Now, Mr. Sumaruck contributes to this audio conference on the live stream, archived on
http://alturl.com/493k There were 948 hits/visitors to this conversation. Todd didn't start the tape at the very beginning of Pete's story - we want more about the Cuban restaurant, so Pete told me about it again.
While working in Florida, Pete relished going to breakfast at a 3-generations mom and pop-owned Cuban restaurant - "those great beans." He's sitting at his table when massive billows of white smoke begin to flood the restaurant, customers in a scramble, panic on their faces. The little grandmother-owner ran over to Pete. She knew he was an electrical contractor, had the contract for TGI Fridays restaurants, "Senor, please help, can you?"
Pete went outside; the vent-a-hood was on the roof. There was an analogue digital veritable speed drive. "I played with the speed pots (potentiometer), turned the test points like crazy, trying everything," Pete explains to me, "to get different values of voltage until you get what you want - the vent-a-hood came back on. At that moment I noticed a little more amp coming out. But that was impossible."
"How could you tell there was more?" I asked. "My amprobe told me," his laughing reply.
Todd's interview begins here.
"I couldn't get that out of my mind, what the hell did I do, bugged the crap out of me - more amperage out, just not possible. A week, maybe 2 later, I went back - told them I may have left some tools up on the roof, could I go look. I opened up the drive, sure enough, 3 phase in, 3 phase out, but a amp more out.
Traditional science usually says this is impossible - that's overunity (more energy coming out then going in) and closed looped (there is no exterior source of fuel).
"After that, I spent 2 years doing research. I went all over the country, [went to Harvard, MIT, audited classes and asked professors, students], to big manufacturing facilities: TRW, Boeing, McDonnell. I'd find the closest, nicest bar, wait until the scientists and engineers started coming out after work. I had 2 programmable calculators with me, I talked to these guys, told them what I had found and ask them to 'show me the math.' Nobody, could ever do that.

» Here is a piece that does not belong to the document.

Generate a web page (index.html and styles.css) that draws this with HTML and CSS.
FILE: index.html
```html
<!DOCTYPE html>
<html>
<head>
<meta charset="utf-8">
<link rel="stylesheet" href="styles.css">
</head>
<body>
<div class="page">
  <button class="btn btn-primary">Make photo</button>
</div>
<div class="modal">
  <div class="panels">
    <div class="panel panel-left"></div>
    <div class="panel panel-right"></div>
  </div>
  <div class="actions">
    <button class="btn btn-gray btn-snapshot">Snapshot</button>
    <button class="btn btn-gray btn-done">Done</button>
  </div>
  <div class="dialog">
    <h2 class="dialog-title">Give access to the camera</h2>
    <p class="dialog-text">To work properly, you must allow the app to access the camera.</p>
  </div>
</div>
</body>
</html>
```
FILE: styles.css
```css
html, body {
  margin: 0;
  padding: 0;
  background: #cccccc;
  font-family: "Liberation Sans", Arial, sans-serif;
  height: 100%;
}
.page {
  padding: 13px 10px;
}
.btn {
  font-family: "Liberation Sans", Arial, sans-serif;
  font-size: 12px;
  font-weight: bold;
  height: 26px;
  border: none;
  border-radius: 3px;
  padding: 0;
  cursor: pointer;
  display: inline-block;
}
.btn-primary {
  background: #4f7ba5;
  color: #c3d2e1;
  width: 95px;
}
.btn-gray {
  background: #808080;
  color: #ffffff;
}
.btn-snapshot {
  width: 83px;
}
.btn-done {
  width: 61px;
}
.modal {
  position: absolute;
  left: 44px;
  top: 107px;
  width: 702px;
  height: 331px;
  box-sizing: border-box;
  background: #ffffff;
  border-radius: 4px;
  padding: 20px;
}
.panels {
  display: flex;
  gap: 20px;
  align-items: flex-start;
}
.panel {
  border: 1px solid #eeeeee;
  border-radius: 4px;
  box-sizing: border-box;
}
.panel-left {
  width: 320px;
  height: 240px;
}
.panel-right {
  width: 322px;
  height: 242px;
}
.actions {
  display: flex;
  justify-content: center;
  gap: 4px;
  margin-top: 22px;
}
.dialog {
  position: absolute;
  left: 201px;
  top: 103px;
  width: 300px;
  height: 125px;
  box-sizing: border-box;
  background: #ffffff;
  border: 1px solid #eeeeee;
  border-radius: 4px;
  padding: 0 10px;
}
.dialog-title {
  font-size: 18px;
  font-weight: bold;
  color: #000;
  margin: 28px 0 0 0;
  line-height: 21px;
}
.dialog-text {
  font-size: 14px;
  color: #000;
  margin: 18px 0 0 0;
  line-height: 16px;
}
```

"By 1989 I decided to buy one (drive and generator), (and) tear it apart. First time I fired it up, it worked. I almost fainted." "What do you mean, "it worked?'" Todd asked Pete.
Pete replies, "It had 240volts, 3 phase in, 240, 3 phase out; it was a 12kW generator; I hoped for only 3,000 watts but got 11,000 watts." Todd is amused. "Engineers tell me to push it, get it to go even higher, but I sized it down to 6,000; didn't want to wear it out - take care of it, respect it, no repairs necessary, just a couple of new belts every 10 years; the thing is going to last 30 years."